The initial position is that Wilson Lumber growing small business with good suppliers and loyal customers. Volume and revenue are all up period over period. Question is should the bank increase is line of credit to fund the business. Once you break down the financial statements and model the business, the answer is No. Essentially Mr Wilson is over extended by many measures and is growing at the expense of his balance sheet, loaning him money will only make the problem bigger down the road. His basic options are to take in a partner as co-owner for cash, go broke or raise prices to lower volume and improve margins and slowly rebuild the balance sheet.

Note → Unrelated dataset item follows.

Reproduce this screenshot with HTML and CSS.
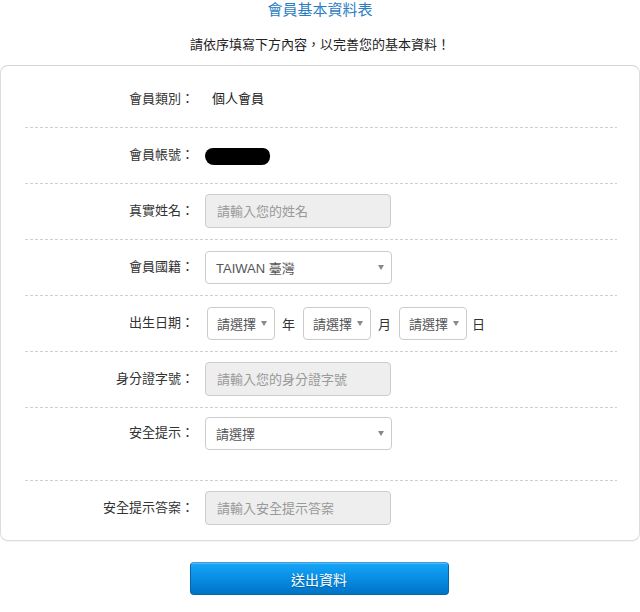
FILE: index.html
```html
<!DOCTYPE html>
<html lang="zh-Hant">
<head>
<meta charset="utf-8">
<title>會員基本資料表</title>
<link rel="stylesheet" href="styles.css">
</head>
<body>
<h1 class="title">會員基本資料表</h1>
<p class="subtitle">請依序填寫下方內容，以完善您的基本資料！</p>
<div class="card">
  <div class="row">
    <div class="label">會員類別：</div>
    <div class="value">個人會員</div>
  </div>
  <div class="row">
    <div class="label">會員帳號：</div>
    <div class="blob"></div>
  </div>
  <div class="row">
    <div class="label">真實姓名：</div>
    <input class="input" type="text" placeholder="請輸入您的姓名">
  </div>
  <div class="row">
    <div class="label">會員國籍：</div>
    <div class="select select-wide"><span>TAIWAN 臺灣</span><i class="arrow"></i></div>
  </div>
  <div class="row">
    <div class="label">出生日期：</div>
    <div class="date">
      <div class="select select-small"><span>請選擇</span><i class="arrow"></i></div>
      <span class="unit">年</span>
      <div class="select select-small"><span>請選擇</span><i class="arrow"></i></div>
      <span class="unit">月</span>
      <div class="select select-small"><span>請選擇</span><i class="arrow"></i></div>
      <span class="unit">日</span>
    </div>
  </div>
  <div class="row">
    <div class="label">身分證字號：</div>
    <input class="input" type="text" placeholder="請輸入您的身分證字號">
  </div>
  <div class="row row-tall">
    <div class="label">安全提示：</div>
    <div class="select select-wide"><span>請選擇</span><i class="arrow"></i></div>
  </div>
  <div class="row row-last">
    <div class="label">安全提示答案：</div>
    <input class="input" type="text" placeholder="請輸入安全提示答案">
  </div>
</div>
<div class="actions">
  <button class="submit" type="button">送出資料</button>
</div>
</body>
</html>
```
FILE: styles.css
```css
* { box-sizing: border-box; }

body {
  margin: 0;
  background: #fff;
  color: #333;
  font-family: "Liberation Sans", "Noto Sans CJK TC", sans-serif;
  font-size: 13px;
}

.title {
  margin: 0;
  text-align: center;
  font-size: 15px;
  line-height: 20px;
  font-weight: normal;
  color: #2a7dc4;
}

.subtitle {
  margin: 15px 0 0;
  text-align: center;
  font-size: 13px;
  line-height: 20px;
  color: #222;
}

.card {
  margin-top: 10px;
  border: 1px solid #dcdcdc;
  border-top-color: #d4d4d4;
  border-radius: 8px;
  padding: 6px 22px 5px 24px;
  box-shadow: 0 1px 1px rgba(0,0,0,0.04);
}

.row {
  display: flex;
  align-items: center;
  min-height: 56px;
  padding: 10px 0 12px;
  background-image: linear-gradient(to right, #d0d0d0 3px, transparent 3px);
  background-size: 5px 1px;
  background-repeat: repeat-x;
  background-position: left bottom;
}

.row-tall {
  padding: 8px 0 31px;
  min-height: 0;
}

.row-last {
  background: none;
  padding: 10px 0 10px;
  min-height: 0;
}

.label {
  width: 169px;
  flex: none;
  text-align: right;
  line-height: 34px;
  margin-right: 11px;
  color: #333;
}

.value {
  padding-left: 7px;
  line-height: 34px;
  color: #222;
}

.blob {
  width: 65px;
  height: 17px;
  margin-top: 2px;
  background: #000;
  border-radius: 9px 8px 9px 10px;
}

.input {
  width: 186px;
  height: 34px;
  border: 1px solid #cccccc;
  border-radius: 4px;
  background: #eeeeee;
  padding: 0 11px;
  font: inherit;
  font-size: 13px;
  color: #555;
  outline: none;
}

.input::placeholder {
  color: #999;
}

.select {
  display: flex;
  align-items: center;
  justify-content: space-between;
  height: 33px;
  border: 1px solid #cccccc;
  border-radius: 4px;
  background: #fff;
  padding: 0 7px 0 10px;
  color: #555;
}

.select-wide {
  width: 187px;
}

.select-small {
  width: 68px;
  padding-left: 9px;
}

.arrow {
  width: 0;
  height: 0;
  border-left: 3px solid transparent;
  border-right: 3px solid transparent;
  border-top: 5px solid #888;
  margin-top: 1px;
}

.date {
  display: flex;
  align-items: center;
  margin-left: 2px;
}

.unit {
  margin: 0 8px 0 7px;
  color: #333;
}

.unit:last-child {
  margin-right: 0;
  margin-left: 5px;
}

.actions {
  display: flex;
  justify-content: center;
  margin-top: 21px;
}

.submit {
  width: 259px;
  height: 33px;
  margin-left: -2px;
  border: 1px solid #0b64a8;
  border-top-color: #3d9be0;
  border-radius: 4px;
  background: linear-gradient(to bottom, #17a6f6 0%, #0890e6 45%, #0072c6 100%);
  color: #fff;
  font-family: "Liberation Sans", "Noto Sans CJK TC", sans-serif;
  font-size: 14px;
  text-shadow: 0 1px 1px rgba(0,0,0,0.25);
  box-shadow: inset 0 1px 0 rgba(255,255,255,0.25);
}
```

We then went through two NPV exercises. The first was a basic analysis of go/no-go on an engineering project with a bottom up analysis via putting all cost/benefit assumptions in a model and iterating though possibilities. The second was an analysis of a joint-venture between two biotech companies. Everything from external capital, deal structure to market penetration projections were worked in. Very informative and pretty interesting work for engineers to do once the terminology and methods were explained.

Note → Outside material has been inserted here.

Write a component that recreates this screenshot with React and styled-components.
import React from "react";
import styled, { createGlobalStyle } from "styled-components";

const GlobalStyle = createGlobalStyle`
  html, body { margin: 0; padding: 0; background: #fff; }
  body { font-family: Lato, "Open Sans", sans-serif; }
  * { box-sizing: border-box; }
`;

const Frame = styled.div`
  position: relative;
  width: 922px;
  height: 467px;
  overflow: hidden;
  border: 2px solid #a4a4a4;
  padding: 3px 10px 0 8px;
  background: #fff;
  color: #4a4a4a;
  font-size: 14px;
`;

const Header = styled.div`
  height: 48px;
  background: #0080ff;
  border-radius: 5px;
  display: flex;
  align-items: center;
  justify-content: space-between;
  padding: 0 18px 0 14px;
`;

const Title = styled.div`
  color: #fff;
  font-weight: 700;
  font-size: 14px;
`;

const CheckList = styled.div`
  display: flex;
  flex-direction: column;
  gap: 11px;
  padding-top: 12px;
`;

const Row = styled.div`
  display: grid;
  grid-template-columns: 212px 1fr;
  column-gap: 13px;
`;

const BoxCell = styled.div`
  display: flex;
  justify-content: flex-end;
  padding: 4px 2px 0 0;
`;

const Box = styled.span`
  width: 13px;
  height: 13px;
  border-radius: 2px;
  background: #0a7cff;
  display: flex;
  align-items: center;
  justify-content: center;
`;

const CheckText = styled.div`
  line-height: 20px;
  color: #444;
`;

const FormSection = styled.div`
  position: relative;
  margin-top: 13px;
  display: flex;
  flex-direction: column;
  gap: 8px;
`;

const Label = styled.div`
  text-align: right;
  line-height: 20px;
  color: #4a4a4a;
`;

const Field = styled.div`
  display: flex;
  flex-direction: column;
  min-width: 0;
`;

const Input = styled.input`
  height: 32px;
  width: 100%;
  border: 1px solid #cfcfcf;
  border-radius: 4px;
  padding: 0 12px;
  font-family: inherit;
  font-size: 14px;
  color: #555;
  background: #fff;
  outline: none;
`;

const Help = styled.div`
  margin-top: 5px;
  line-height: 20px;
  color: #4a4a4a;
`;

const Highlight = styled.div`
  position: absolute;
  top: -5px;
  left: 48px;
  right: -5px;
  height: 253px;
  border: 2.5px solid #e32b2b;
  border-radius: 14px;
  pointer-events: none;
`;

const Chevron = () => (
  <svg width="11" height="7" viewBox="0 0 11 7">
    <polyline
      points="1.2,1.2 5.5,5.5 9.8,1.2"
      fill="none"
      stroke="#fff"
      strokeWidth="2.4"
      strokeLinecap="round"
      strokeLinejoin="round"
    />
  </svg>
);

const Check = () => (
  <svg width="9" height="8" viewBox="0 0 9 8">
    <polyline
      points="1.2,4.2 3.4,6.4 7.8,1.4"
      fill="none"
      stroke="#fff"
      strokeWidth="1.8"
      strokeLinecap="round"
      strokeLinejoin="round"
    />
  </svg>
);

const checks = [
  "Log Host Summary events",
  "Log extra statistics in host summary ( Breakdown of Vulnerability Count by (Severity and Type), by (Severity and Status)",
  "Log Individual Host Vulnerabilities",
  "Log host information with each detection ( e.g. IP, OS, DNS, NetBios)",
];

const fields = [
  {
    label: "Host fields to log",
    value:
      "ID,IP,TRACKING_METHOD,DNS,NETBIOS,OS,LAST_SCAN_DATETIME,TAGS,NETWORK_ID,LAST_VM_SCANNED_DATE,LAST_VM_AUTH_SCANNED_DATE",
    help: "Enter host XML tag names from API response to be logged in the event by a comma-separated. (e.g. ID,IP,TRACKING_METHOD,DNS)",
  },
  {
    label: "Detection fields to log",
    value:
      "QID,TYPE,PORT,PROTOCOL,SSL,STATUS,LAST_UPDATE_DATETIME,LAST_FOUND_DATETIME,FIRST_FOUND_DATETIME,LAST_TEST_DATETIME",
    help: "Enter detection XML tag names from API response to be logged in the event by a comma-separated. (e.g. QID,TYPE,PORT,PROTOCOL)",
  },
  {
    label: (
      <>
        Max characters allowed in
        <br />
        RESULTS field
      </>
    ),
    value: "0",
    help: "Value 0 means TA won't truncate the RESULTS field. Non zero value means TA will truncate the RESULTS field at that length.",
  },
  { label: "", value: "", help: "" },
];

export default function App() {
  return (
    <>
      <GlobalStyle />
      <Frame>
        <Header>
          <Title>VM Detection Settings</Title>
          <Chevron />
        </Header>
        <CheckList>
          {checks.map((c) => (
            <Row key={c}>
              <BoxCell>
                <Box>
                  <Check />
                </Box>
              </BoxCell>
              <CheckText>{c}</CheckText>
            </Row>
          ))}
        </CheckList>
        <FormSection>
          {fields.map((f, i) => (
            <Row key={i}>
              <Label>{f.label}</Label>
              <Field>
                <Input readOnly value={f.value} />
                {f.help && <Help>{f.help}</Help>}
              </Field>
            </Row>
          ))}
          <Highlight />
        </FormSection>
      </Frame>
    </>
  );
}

Professor Jenter shared two amusing anecdotes:
- His MIT and Stanford MBA students often run off to found start-ups and forget the basic Wilson Lumber case. By the time they approach him for help it's too late and they are in Mr Wilson's position: shut-down, take in $$ and lots of equity dilution (and loss of control) or slow growth dramatically.
- Also a quote along the lines of "Startups founded by MIT PhDs fail at a rate above far average".
This certainly hammered home the lesson that strategic planning for growth is very important, even for what look like non hyper-growth (software) companies. I'd recommend this course to any engineer wanting a quick structured intro to basic financial management.